Eu argumentava com os exemplos dos que, embora casados, se tinham dedicado ao estudo da sabedoria, servindo a Deus, e guardando fidelidade e amor aos amigos. Contudo, eu estava longe dessa grandeza de alma. Prisioneiro da morbidade da carne, arrastava com prazer mortal a minha cadeia, temendo que ela se rompesse e, rejeitando as palavras que bem me aconselhavam, como o ferido repele a mão que lhe desfaz as ligaduras.

Além do mais, a serpente falava pela minha boca a Alípio, e pela língua lhe tecia doces laços em seu caminho, para que os seus pés honestos e livres se enredassem.

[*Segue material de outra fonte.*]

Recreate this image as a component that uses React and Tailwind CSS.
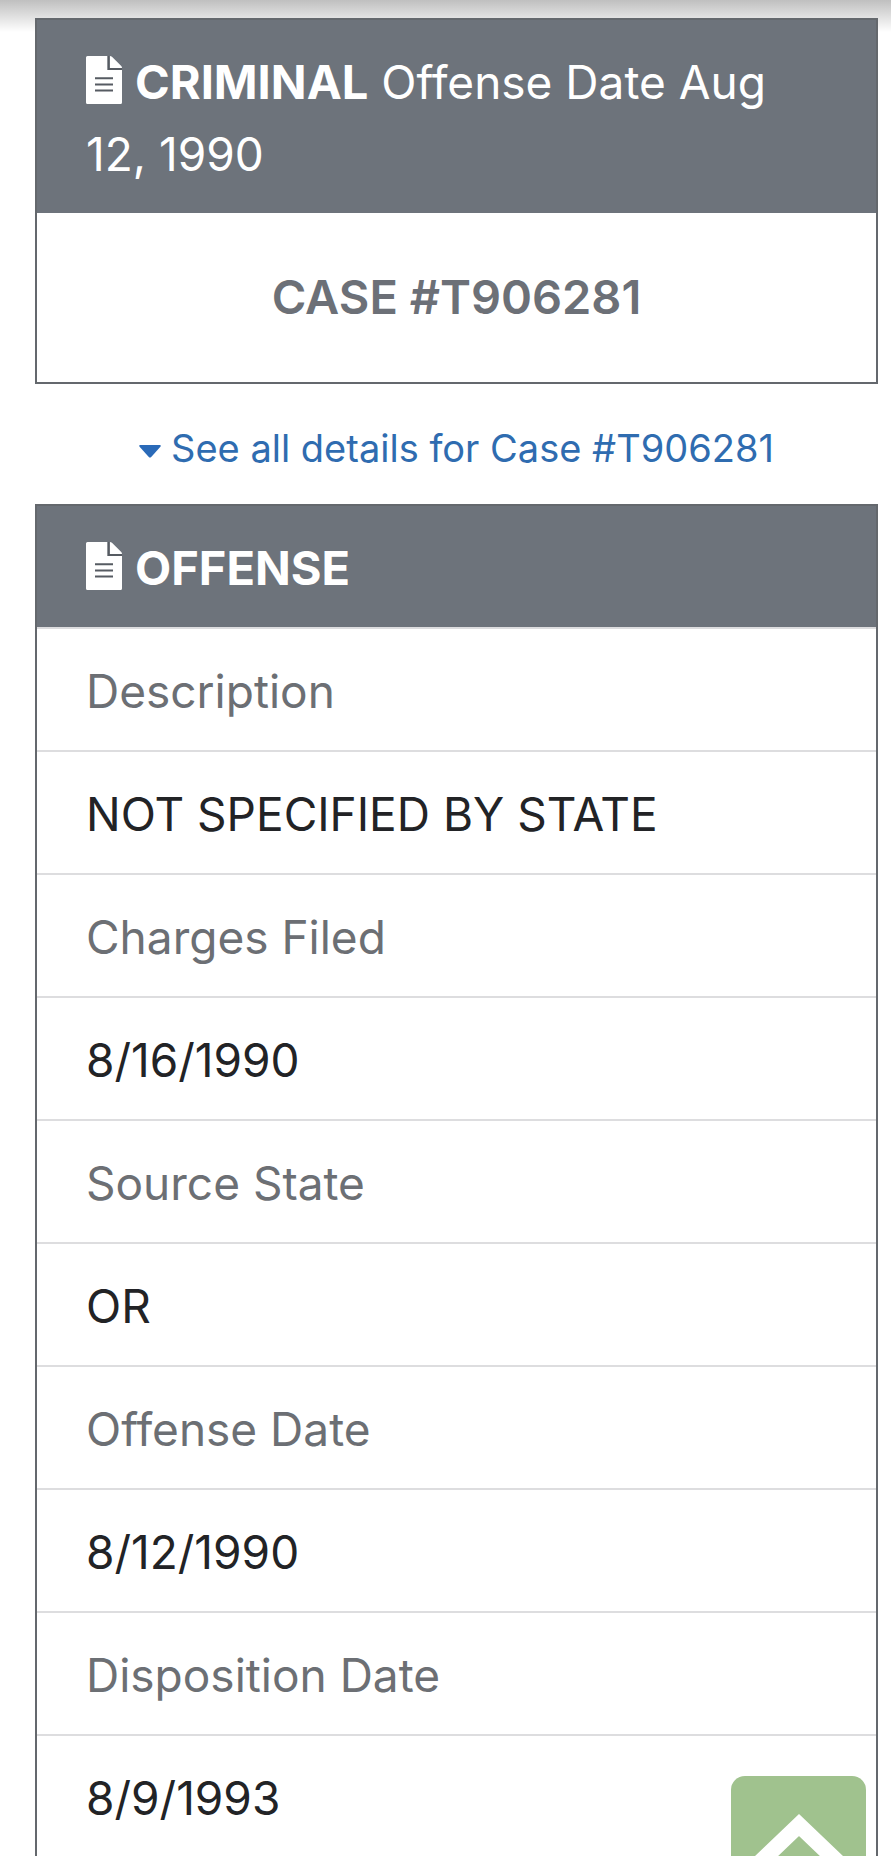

Ele admirava-se de que eu, a quem tanto estimava, estivesse tão preso ao visco do prazer a ponto de afirmar, sempre que tratávamos desse assunto, que me era impossível levar vida casta. Para esgrimir contra a sua admiração, dizia-lhe que havia grande diferença entre a sua rápida e furtiva experiência do prazer, de que mal se lembrava e que, por isso, podia desprezar facilmente, e as delícias de uma ligação verdadeira, à qual, se juntasse o honesto nome de matrimónio, já não causaria admiração se eu não pudesse desprezar aquela vida. Com isso, Alípio também começou a desejar o matrimónio, não certamente vencido pelo apetite do prazer, mas pela curiosidade. Desejava saber, dizia ele, o que era aquele bem sem o qual minha vida – que ele tanto apreciava – não me parecia vida, mas tormento. De facto, livre dessa prisão, a sua alma pasmava de tal servidão, e do espanto passava ao desejo de experimentá-la. Depois talvez caísse naquela mesma servidão que o espantava, pois queria fazer um pacto com a morte, e o que ama o perigo, nele cairá.

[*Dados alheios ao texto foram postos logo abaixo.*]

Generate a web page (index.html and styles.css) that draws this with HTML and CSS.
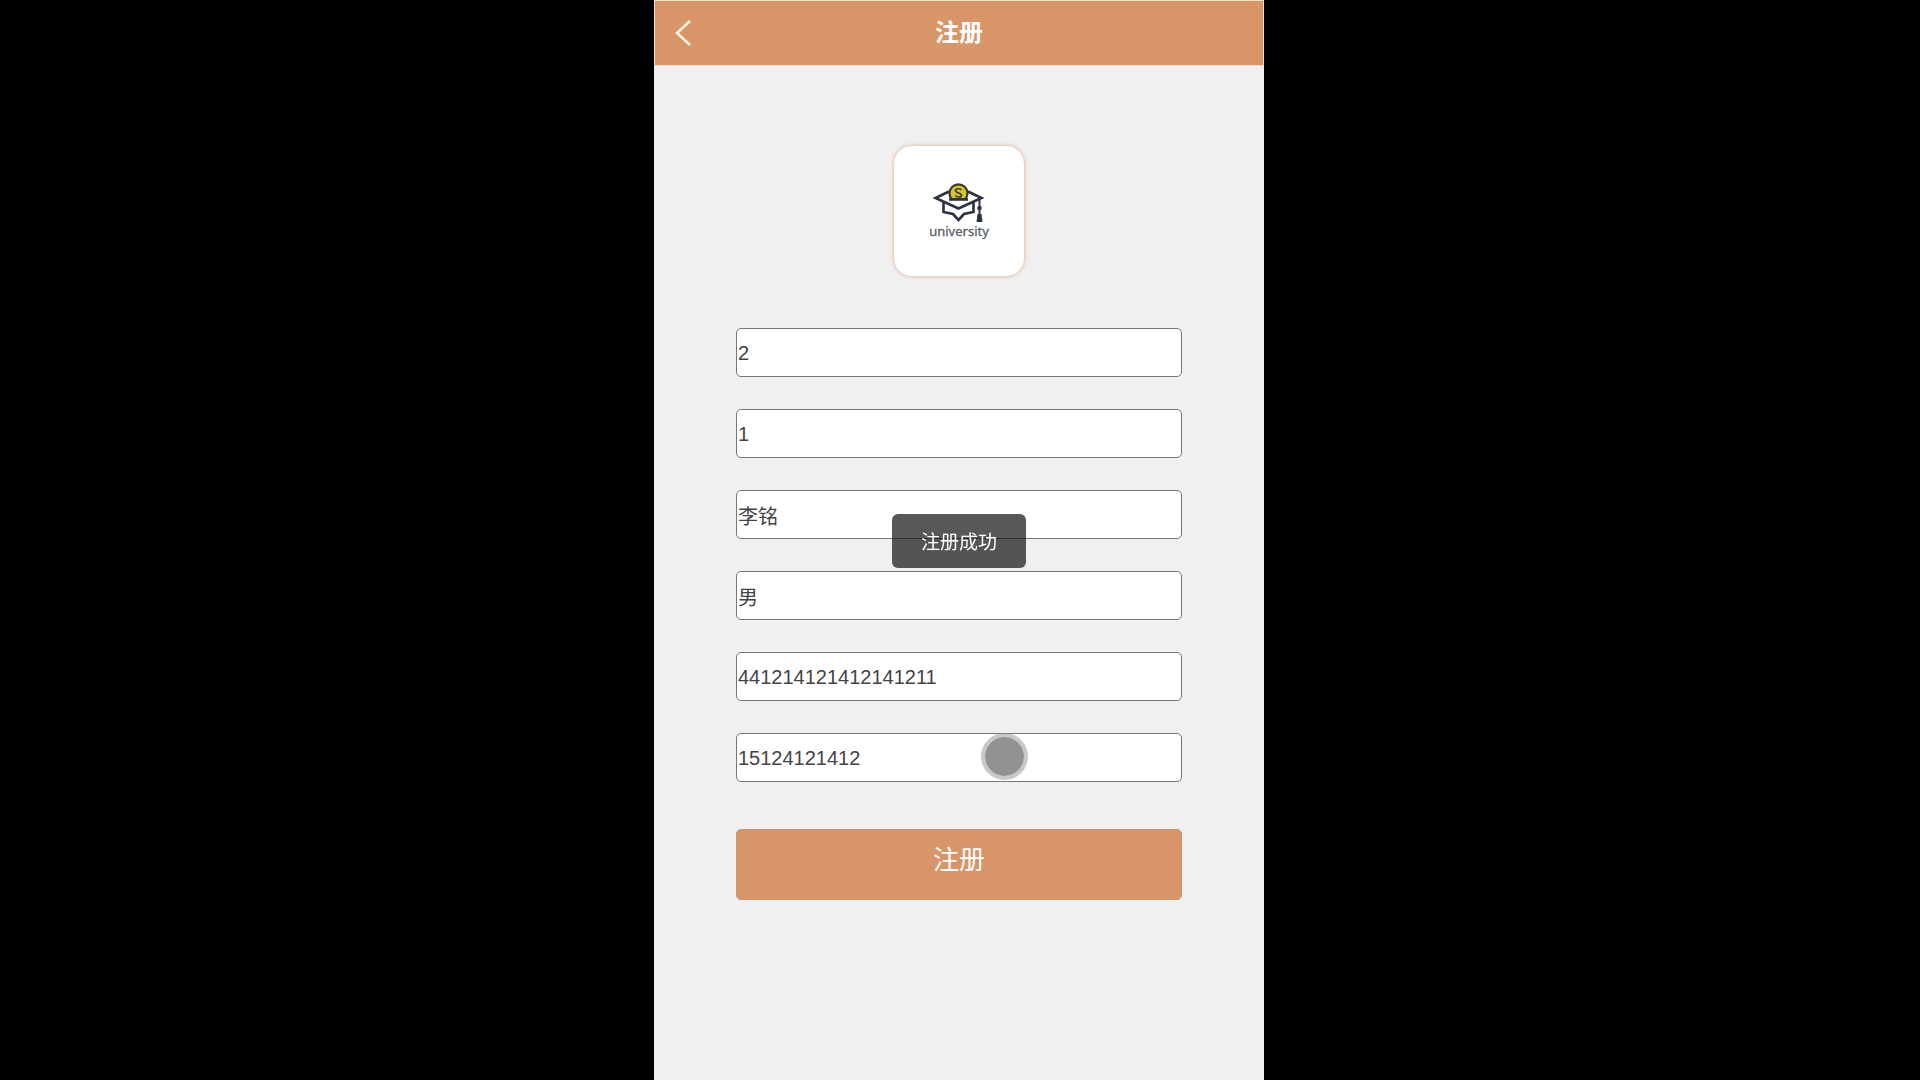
FILE: index.html
```html
<!DOCTYPE html>
<html lang="zh-CN">
<head>
    <meta charset="UTF-8">
    <meta name="viewport" content="width=device-width, initial-scale=1.0">
    <title>注册</title>
    <link rel="stylesheet" href="styles.css">
</head>
<body>
    <div class="page">
        <header class="navbar">
            <a class="back" href="#" aria-label="返回">
                <svg width="16" height="26" viewBox="0 0 16 26">
                    <path d="M15 1L2 13L15 25" fill="none" stroke="#fff3e4" stroke-width="2.6"/>
                </svg>
            </a>
            <h1 class="title">注册</h1>
        </header>

        <main class="content">
            <div class="logo">
                <svg width="130" height="130" viewBox="0 0 130 130" role="img" aria-label="university">
                    <!-- cap -->
                    <g fill="none" stroke="#2b3242" stroke-width="2.6">
                        <path d="M49.500 56V66L59 68L64.500 74L70 68L79.500 66V56"/>
                        <path d="M55 45.500L41.500 52L64.500 62.500L87.500 52L74 45.500" fill="#fff"/>
                    </g>
                    <!-- coin -->
                    <path d="M57.500 53A9 9 0 1 1 71.500 53Z" fill="#d6c42a" stroke="#34382f" stroke-width="2.2"/>
                    <path d="M55 53.500H74" stroke="#2b3242" stroke-width="2.600"/>
                    <path d="M67.500 44C66 42.200 61.500 42.200 61.500 44.600C61.500 47.400 67.500 46.400 67.500 49.200C67.500 51.600 63 51.600 61.300 49.600" fill="none" stroke="#34382f" stroke-width="1.600"/>
                    <!-- tassel -->
                    <path d="M85.500 53V69" stroke="#2b3242" stroke-width="2"/>
                    <circle cx="85.500" cy="62" r="2.300" fill="#2b3242"/>
                    <path d="M83.500 68H87.500L88.500 76H82.500Z" fill="#2b3242"/>
                    <text class="logo-text" x="65" y="90" text-anchor="middle">university</text>
                </svg>
            </div>

            <form class="form">
                <input class="field" type="text" name="username" aria-label="账号" value="2">
                <input class="field" type="text" name="password" aria-label="密码" value="1">
                <input class="field" type="text" name="realname" aria-label="姓名" value="李铭">
                <input class="field" type="text" name="gender" aria-label="性别" value="男">
                <input class="field" type="text" name="idcard" aria-label="身份证" value="441214121412141211">
                <div class="field-wrap">
                    <input class="field" type="text" name="phone" aria-label="手机" value="15124121412">
                    <span class="touch"></span>
                </div>
                <button class="submit" type="button">注册</button>
            </form>
        </main>
    </div>

    <div class="toast" role="status">注册成功</div>
</body>
</html>
```

FILE: styles.css
```css
* {
    box-sizing: border-box;
}

body {
    margin: 0;
    padding-right: 2px;
    background-color: #000;
    font-family: "Liberation Sans", "Noto Sans CJK SC", sans-serif;
}

.page {
    max-width: 610px;
    min-height: 100vh;
    margin: 0 auto;
    background-color: #f0f0f0;
}

.navbar {
    display: grid;
    grid-template-columns: 60px 1fr 60px;
    align-items: center;
    height: 66px;
    background-color: #d89567;
    border: 1px solid #f6dccb;
}

.back {
    display: flex;
    padding-left: 20px;
}

.title {
    grid-column: 2;
    margin: 0;
    color: #fff;
    font-size: 24px;
    line-height: 36px;
    text-align: center;
}

.content {
    padding: 80px 82px;
}

.logo {
    width: 130px;
    height: 130px;
    margin: 0 auto 52px;
    background-color: #fff;
    border-radius: 18px;
    box-shadow: 0 0 4px #e0a584;
}

.logo svg {
    display: block;
}

.logo-text {
    fill: #5b5f68;
    stroke: #5b5f68;
    stroke-width: 0.3px;
    font-family: "Noto Sans", sans-serif;
    font-size: 13px;
}

.form {
    display: flex;
    flex-direction: column;
    gap: 32px;
}

.field {
    display: block;
    width: 100%;
    height: 49px;
    padding: 1px 1px 0;
    color: #444;
    background-color: #fff;
    border: 1px solid #767676;
    border-radius: 5px;
    font-family: inherit;
    font-size: 20px;
}

.field-wrap {
    position: relative;
}

/* touch point */
.touch {
    position: absolute;
    top: 0;
    left: 55%;
    width: 47px;
    height: 47px;
    background-color: #929292;
    background-clip: padding-box;
    border: 4px solid rgba(146, 146, 146, 0.5);
    border-radius: 50%;
}

.submit {
    height: 71px;
    margin-top: 15px;
    padding: 0 0 14px;
    color: #fff;
    background-color: #d89567;
    border: 1px solid #cc936c;
    border-radius: 5px;
    font-family: inherit;
    font-size: 26px;
    cursor: pointer;
}

.toast {
    position: fixed;
    top: 50%;
    left: 50%;
    transform: translate(-50%, -50%);
    margin: 1px 0 0 -1px;
    padding: 14px 29px 10px;
    color: #fff;
    background-color: rgba(17, 17, 17, 0.7);
    border-radius: 6px;
    font-size: 19px;
    line-height: 30px;
    white-space: nowrap;
}
```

Certamente que nem ele, nem eu tínhamos grande interesse no que há de bonito e honesto no matrimónio, como a direcção da família e a educação dos filhos. Mas o que me mantinha preso e com fortes tormentos era o hábito de saciar a minha insaciável concupiscência; e a ele, era a admiração que o arrastava para o mesmo cativeiro. Assim éramos, Senhor, até que tu, ó Altíssimo, que não desamparas o nosso lodo, compassivo, por caminhos maravilhosos e ocultos, viestes em socorro destes infelizes.